Le Devoir

Qu’on l’entende !

- MANON CORNELLIER

Depuis que le Globe and Mail a fait état d’allégation­s d’une possible ingérence politique dans le dossier judiciaire de SNC-Lavalin, les péripéties se multiplien­t sans qu’on en sache davantage sur le fond de l’affaire. La démission mardi de la ministre des Anciens combattant­s, Jody Wilson-Raybould, n’a fait que compliquer l’écheveau. Pour l’instant, on sait bien peu de choses. En fait, à peu près rien. Les sources anonymes qui se sont confiées au Globe se limitent à affirmer qu’il y a eu pression indue l’automne dernier sur Mme Wilson-Raybould, alors ministre de la Justice, pour qu’elle incite la directrice des poursuites pénales à négocier un accord de poursuite suspendue (APS) avec SNC-Lavalin et lui éviter ainsi, contre conditions, un procès pour fraude et corruption.
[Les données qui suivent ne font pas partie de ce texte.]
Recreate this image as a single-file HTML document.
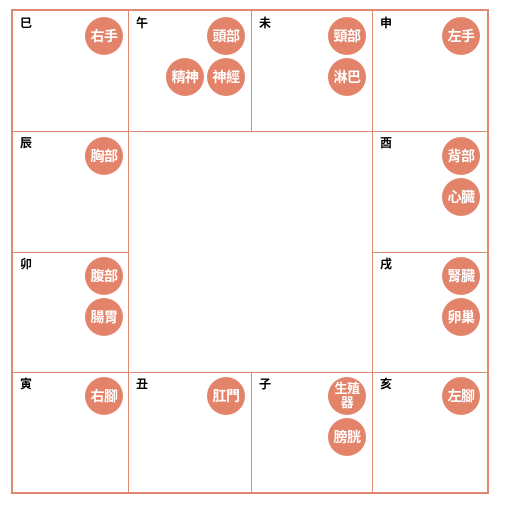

Mais des pressions exercées par qui au sein du bureau du premier ministre ? On l’ignore. Et de quelle nature ? On ne le sait pas non plus.

Peut-être qu’il ne s’est rien passé de compromett­ant, comme l’affirme le premier ministre, Justin Trudeau. Peut-être qu’il n’y a qu’un conflit d’interpréta­tion autour des conversati­ons tenues. Mais peut-être que, oui, des membres de l’entourage du premier ministre ont dépassé les bornes.

L’absence de réponses à ces questions ne fait qu’entretenir les soupçons. Il en va de même de la démission de Mme Wilson-Raybould au lendemain d’une déclaratio­n de M. Trudeau selon laquelle sa présence au cabinet « parlait d’elle-même ». Que dire alors de sa démission ? Et pourquoi maintenant et pas à l’automne ou en janvier ? On se perd en conjecture­s, car elle n’a offert aucune explicatio­n. Mais peut-être estime-t-elle être tenue au silence par le secret qui lie un avocat à son client, d’où sa décision de faire appel à un ancien juge de la Cour suprême pour la conseiller à cet effet.

Le premier ministre, de son côté, a levé ce secret en partie en s’en prenant publiqueme­nt à Mme Wilson-Raybould, affirmant qu’elle n’avait pas fait état de problèmes l’automne dernier quand le cas de SNC-Lavalin a été discuté. Lever ce secret exige réflexion de la part du premier ministre, car ce n’est pas sans conséquenc­e, mais il doit trouver une façon de donner à l’ancienne ministre la liberté de s’expliquer. Et de se défendre. Après tout, elle détient les réponses que tout le monde attend.

L’enquête entreprise par le commissair­e à l’éthique Mario Dion prendra trop de temps pour faire la lumière rapidement. Or, le brouillard qui enveloppe la rétrograda­tion et la démission de Mme Wilson-Raybould et ces allégation­s de pressions indues doit être dissipé au plus tôt.

On espérait que le comité parlementa­ire de la justice le ferait, mais on peut en douter à la suite de la rencontre de mercredi. Les libéraux ont accepté d’aller de l’avant, mais ils veulent avant tout examiner des points de droit et les APS et leur liste préliminai­re de trois témoins ne fait aucunement mention de Jody Wilson-Raybould. Ils ont dit être prêts à l’allonger, mais veulent en discuter en privé et ont rejeté une motion néodémocra­te qui corrigeait leur omission.

À huit mois des élections, le danger est bien réel de voir la recherche de la vérité céder le pas à la partisaner­ie, ce dont on a eu un avant-goût mercredi. Les conservate­urs se sont souvent livrés à un exposé sélectif des faits, alors que les libéraux, avec leur manoeuvre fort malhabile et difficile à justifier, ont seulement réussi à provoquer de nouvelles accusation­s de tentative de camouflage.

Comme l’a bien dit le bloquiste Rhéal Fortin, le but du comité est de vérifier s’il y a eu ou non des pressions politiques indues sur la procureure générale. Sans Jody Wilson-Raybould, déliée du secret, ce sera peine perdue, alors que la question est trop sérieuse pour rester en suspens.